-------- PROVIDED DATA --------

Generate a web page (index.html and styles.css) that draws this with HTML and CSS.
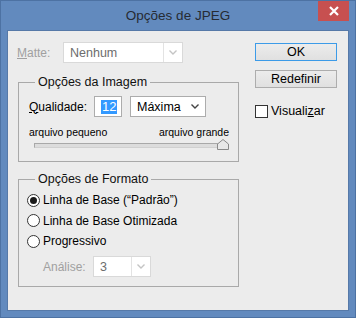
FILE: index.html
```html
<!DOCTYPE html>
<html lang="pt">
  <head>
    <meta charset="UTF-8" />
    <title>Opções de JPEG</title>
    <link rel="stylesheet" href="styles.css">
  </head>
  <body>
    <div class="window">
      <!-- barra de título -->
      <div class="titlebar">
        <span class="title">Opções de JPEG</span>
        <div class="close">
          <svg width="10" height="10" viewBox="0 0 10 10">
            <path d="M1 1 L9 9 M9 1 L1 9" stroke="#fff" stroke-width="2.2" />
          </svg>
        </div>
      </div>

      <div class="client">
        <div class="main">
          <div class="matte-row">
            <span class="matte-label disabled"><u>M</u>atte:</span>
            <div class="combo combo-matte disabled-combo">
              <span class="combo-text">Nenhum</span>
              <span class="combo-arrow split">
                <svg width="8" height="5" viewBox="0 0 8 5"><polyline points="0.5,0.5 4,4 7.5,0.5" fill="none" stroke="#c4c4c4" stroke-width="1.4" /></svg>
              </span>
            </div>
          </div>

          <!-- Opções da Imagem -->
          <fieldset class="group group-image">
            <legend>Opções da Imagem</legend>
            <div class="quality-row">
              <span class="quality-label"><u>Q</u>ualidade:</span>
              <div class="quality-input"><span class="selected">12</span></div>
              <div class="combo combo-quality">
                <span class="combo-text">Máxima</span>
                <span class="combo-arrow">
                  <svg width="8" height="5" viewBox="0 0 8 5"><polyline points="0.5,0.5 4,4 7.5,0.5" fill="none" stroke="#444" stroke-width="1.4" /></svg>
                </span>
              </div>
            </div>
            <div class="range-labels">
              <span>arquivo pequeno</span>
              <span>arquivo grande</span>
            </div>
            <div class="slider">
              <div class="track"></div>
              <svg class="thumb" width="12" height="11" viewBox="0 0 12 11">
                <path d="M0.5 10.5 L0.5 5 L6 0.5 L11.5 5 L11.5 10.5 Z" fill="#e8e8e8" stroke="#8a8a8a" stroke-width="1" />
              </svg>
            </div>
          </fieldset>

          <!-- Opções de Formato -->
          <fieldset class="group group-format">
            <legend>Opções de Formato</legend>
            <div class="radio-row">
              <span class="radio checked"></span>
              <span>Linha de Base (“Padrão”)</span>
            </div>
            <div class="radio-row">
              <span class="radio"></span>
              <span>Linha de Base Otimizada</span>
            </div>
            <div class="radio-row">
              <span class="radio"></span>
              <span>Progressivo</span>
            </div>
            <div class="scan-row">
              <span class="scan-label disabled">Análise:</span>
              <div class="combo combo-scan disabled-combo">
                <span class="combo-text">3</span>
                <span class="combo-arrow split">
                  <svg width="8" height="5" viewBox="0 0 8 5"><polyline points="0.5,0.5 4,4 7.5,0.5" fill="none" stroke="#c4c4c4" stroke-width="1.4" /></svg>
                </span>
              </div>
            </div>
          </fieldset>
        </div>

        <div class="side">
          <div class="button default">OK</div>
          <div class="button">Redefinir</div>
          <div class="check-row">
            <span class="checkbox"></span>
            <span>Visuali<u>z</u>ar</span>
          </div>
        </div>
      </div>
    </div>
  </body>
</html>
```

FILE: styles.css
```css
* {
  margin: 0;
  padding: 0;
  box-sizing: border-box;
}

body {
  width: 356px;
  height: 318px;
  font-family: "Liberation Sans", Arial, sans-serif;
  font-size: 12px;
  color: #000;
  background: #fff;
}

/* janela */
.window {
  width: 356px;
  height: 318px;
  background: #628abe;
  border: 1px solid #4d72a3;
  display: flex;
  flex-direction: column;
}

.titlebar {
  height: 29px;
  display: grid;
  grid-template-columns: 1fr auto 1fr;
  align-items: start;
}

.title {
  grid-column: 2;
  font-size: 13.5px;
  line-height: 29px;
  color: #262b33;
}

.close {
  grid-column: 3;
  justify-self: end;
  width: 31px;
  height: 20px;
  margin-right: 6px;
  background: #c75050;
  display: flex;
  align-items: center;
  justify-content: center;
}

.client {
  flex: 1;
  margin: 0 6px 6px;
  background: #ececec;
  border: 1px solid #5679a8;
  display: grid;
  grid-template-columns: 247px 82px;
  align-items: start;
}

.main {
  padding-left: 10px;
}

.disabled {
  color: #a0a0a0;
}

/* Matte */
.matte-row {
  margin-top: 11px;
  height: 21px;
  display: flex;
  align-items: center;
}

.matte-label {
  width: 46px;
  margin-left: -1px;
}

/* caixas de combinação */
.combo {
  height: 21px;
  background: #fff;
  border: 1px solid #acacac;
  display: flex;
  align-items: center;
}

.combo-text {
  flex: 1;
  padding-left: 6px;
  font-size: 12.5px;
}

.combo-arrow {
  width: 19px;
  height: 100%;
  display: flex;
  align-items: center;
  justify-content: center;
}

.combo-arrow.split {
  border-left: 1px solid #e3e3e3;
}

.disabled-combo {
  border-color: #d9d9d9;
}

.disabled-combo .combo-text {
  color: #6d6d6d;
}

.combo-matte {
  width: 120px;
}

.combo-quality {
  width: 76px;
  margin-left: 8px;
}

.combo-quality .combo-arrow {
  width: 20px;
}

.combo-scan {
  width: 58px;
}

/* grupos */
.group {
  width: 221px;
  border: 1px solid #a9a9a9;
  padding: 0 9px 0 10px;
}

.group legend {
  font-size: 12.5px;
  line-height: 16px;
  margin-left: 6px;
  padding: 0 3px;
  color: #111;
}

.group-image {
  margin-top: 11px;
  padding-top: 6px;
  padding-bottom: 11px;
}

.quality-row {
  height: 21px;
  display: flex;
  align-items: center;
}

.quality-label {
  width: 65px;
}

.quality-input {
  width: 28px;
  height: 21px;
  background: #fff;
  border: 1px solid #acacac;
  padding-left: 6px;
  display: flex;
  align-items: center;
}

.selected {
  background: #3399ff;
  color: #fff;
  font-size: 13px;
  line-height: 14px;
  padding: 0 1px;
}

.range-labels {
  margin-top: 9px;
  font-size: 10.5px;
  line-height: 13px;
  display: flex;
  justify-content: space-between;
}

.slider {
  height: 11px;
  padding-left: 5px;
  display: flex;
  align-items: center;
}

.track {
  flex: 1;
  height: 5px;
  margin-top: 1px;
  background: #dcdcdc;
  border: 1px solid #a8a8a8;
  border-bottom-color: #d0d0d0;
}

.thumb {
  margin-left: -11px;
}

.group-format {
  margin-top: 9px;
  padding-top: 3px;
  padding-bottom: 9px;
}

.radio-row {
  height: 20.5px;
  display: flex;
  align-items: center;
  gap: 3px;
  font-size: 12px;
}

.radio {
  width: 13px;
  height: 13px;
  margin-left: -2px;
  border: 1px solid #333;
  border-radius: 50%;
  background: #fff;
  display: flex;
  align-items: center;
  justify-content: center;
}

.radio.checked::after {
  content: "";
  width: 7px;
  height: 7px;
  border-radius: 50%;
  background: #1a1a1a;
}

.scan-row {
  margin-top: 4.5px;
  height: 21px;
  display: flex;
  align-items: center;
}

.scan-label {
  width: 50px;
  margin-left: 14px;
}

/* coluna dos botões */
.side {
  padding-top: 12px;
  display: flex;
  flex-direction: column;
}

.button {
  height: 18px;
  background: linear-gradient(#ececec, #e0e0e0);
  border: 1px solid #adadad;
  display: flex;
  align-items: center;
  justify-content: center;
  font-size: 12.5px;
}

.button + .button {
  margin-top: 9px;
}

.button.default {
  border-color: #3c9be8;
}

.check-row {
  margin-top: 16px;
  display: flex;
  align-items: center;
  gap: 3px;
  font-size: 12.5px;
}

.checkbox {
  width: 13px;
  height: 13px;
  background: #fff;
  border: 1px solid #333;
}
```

--------

_REQUIREMENTS_:
Copy out the listing exactly as it stands, but not the pictures.

_RESPONSE TO THIS EXERCISE_:
Generate a web page (index.html and styles.css) that draws this with HTML and CSS.
FILE: index.html
```html
<!DOCTYPE html>
<html lang="pt">
  <head>
    <meta charset="UTF-8" />
    <title>Opções de JPEG</title>
    <link rel="stylesheet" href="styles.css">
  </head>
  <body>
    <div class="window">
      <!-- barra de título -->
      <div class="titlebar">
        <span class="title">Opções de JPEG</span>
        <div class="close">
          <svg width="10" height="10" viewBox="0 0 10 10">
            <path d="M1 1 L9 9 M9 1 L1 9" stroke="#fff" stroke-width="2.2" />
          </svg>
        </div>
      </div>

      <div class="client">
        <div class="main">
          <div class="matte-row">
            <span class="matte-label disabled"><u>M</u>atte:</span>
            <div class="combo combo-matte disabled-combo">
              <span class="combo-text">Nenhum</span>
              <span class="combo-arrow split">
                <svg width="8" height="5" viewBox="0 0 8 5"><polyline points="0.5,0.5 4,4 7.5,0.5" fill="none" stroke="#c4c4c4" stroke-width="1.4" /></svg>
              </span>
            </div>
          </div>

          <!-- Opções da Imagem -->
          <fieldset class="group group-image">
            <legend>Opções da Imagem</legend>
            <div class="quality-row">
              <span class="quality-label"><u>Q</u>ualidade:</span>
              <div class="quality-input"><span class="selected">12</span></div>
              <div class="combo combo-quality">
                <span class="combo-text">Máxima</span>
                <span class="combo-arrow">
                  <svg width="8" height="5" viewBox="0 0 8 5"><polyline points="0.5,0.5 4,4 7.5,0.5" fill="none" stroke="#444" stroke-width="1.4" /></svg>
                </span>
              </div>
            </div>
            <div class="range-labels">
              <span>arquivo pequeno</span>
              <span>arquivo grande</span>
            </div>
            <div class="slider">
              <div class="track"></div>
              <svg class="thumb" width="12" height="11" viewBox="0 0 12 11">
                <path d="M0.5 10.5 L0.5 5 L6 0.5 L11.5 5 L11.5 10.5 Z" fill="#e8e8e8" stroke="#8a8a8a" stroke-width="1" />
              </svg>
            </div>
          </fieldset>

          <!-- Opções de Formato -->
          <fieldset class="group group-format">
            <legend>Opções de Formato</legend>
            <div class="radio-row">
              <span class="radio checked"></span>
              <span>Linha de Base (“Padrão”)</span>
            </div>
            <div class="radio-row">
              <span class="radio"></span>
              <span>Linha de Base Otimizada</span>
            </div>
            <div class="radio-row">
              <span class="radio"></span>
              <span>Progressivo</span>
            </div>
            <div class="scan-row">
              <span class="scan-label disabled">Análise:</span>
              <div class="combo combo-scan disabled-combo">
                <span class="combo-text">3</span>
                <span class="combo-arrow split">
                  <svg width="8" height="5" viewBox="0 0 8 5"><polyline points="0.5,0.5 4,4 7.5,0.5" fill="none" stroke="#c4c4c4" stroke-width="1.4" /></svg>
                </span>
              </div>
            </div>
          </fieldset>
        </div>

        <div class="side">
          <div class="button default">OK</div>
          <div class="button">Redefinir</div>
          <div class="check-row">
            <span class="checkbox"></span>
            <span>Visuali<u>z</u>ar</span>
          </div>
        </div>
      </div>
    </div>
  </body>
</html>
```

FILE: styles.css
```css
* {
  margin: 0;
  padding: 0;
  box-sizing: border-box;
}

body {
  width: 356px;
  height: 318px;
  font-family: "Liberation Sans", Arial, sans-serif;
  font-size: 12px;
  color: #000;
  background: #fff;
}

/* janela */
.window {
  width: 356px;
  height: 318px;
  background: #628abe;
  border: 1px solid #4d72a3;
  display: flex;
  flex-direction: column;
}

.titlebar {
  height: 29px;
  display: grid;
  grid-template-columns: 1fr auto 1fr;
  align-items: start;
}

.title {
  grid-column: 2;
  font-size: 13.5px;
  line-height: 29px;
  color: #262b33;
}

.close {
  grid-column: 3;
  justify-self: end;
  width: 31px;
  height: 20px;
  margin-right: 6px;
  background: #c75050;
  display: flex;
  align-items: center;
  justify-content: center;
}

.client {
  flex: 1;
  margin: 0 6px 6px;
  background: #ececec;
  border: 1px solid #5679a8;
  display: grid;
  grid-template-columns: 247px 82px;
  align-items: start;
}

.main {
  padding-left: 10px;
}

.disabled {
  color: #a0a0a0;
}

/* Matte */
.matte-row {
  margin-top: 11px;
  height: 21px;
  display: flex;
  align-items: center;
}

.matte-label {
  width: 46px;
  margin-left: -1px;
}

/* caixas de combinação */
.combo {
  height: 21px;
  background: #fff;
  border: 1px solid #acacac;
  display: flex;
  align-items: center;
}

.combo-text {
  flex: 1;
  padding-left: 6px;
  font-size: 12.5px;
}

.combo-arrow {
  width: 19px;
  height: 100%;
  display: flex;
  align-items: center;
  justify-content: center;
}

.combo-arrow.split {
  border-left: 1px solid #e3e3e3;
}

.disabled-combo {
  border-color: #d9d9d9;
}

.disabled-combo .combo-text {
  color: #6d6d6d;
}

.combo-matte {
  width: 120px;
}

.combo-quality {
  width: 76px;
  margin-left: 8px;
}

.combo-quality .combo-arrow {
  width: 20px;
}

.combo-scan {
  width: 58px;
}

/* grupos */
.group {
  width: 221px;
  border: 1px solid #a9a9a9;
  padding: 0 9px 0 10px;
}

.group legend {
  font-size: 12.5px;
  line-height: 16px;
  margin-left: 6px;
  padding: 0 3px;
  color: #111;
}

.group-image {
  margin-top: 11px;
  padding-top: 6px;
  padding-bottom: 11px;
}

.quality-row {
  height: 21px;
  display: flex;
  align-items: center;
}

.quality-label {
  width: 65px;
}

.quality-input {
  width: 28px;
  height: 21px;
  background: #fff;
  border: 1px solid #acacac;
  padding-left: 6px;
  display: flex;
  align-items: center;
}

.selected {
  background: #3399ff;
  color: #fff;
  font-size: 13px;
  line-height: 14px;
  padding: 0 1px;
}

.range-labels {
  margin-top: 9px;
  font-size: 10.5px;
  line-height: 13px;
  display: flex;
  justify-content: space-between;
}

.slider {
  height: 11px;
  padding-left: 5px;
  display: flex;
  align-items: center;
}

.track {
  flex: 1;
  height: 5px;
  margin-top: 1px;
  background: #dcdcdc;
  border: 1px solid #a8a8a8;
  border-bottom-color: #d0d0d0;
}

.thumb {
  margin-left: -11px;
}

.group-format {
  margin-top: 9px;
  padding-top: 3px;
  padding-bottom: 9px;
}

.radio-row {
  height: 20.5px;
  display: flex;
  align-items: center;
  gap: 3px;
  font-size: 12px;
}

.radio {
  width: 13px;
  height: 13px;
  margin-left: -2px;
  border: 1px solid #333;
  border-radius: 50%;
  background: #fff;
  display: flex;
  align-items: center;
  justify-content: center;
}

.radio.checked::after {
  content: "";
  width: 7px;
  height: 7px;
  border-radius: 50%;
  background: #1a1a1a;
}

.scan-row {
  margin-top: 4.5px;
  height: 21px;
  display: flex;
  align-items: center;
}

.scan-label {
  width: 50px;
  margin-left: 14px;
}

/* coluna dos botões */
.side {
  padding-top: 12px;
  display: flex;
  flex-direction: column;
}

.button {
  height: 18px;
  background: linear-gradient(#ececec, #e0e0e0);
  border: 1px solid #adadad;
  display: flex;
  align-items: center;
  justify-content: center;
  font-size: 12.5px;
}

.button + .button {
  margin-top: 9px;
}

.button.default {
  border-color: #3c9be8;
}

.check-row {
  margin-top: 16px;
  display: flex;
  align-items: center;
  gap: 3px;
  font-size: 12.5px;
}

.checkbox {
  width: 13px;
  height: 13px;
  background: #fff;
  border: 1px solid #333;
}
```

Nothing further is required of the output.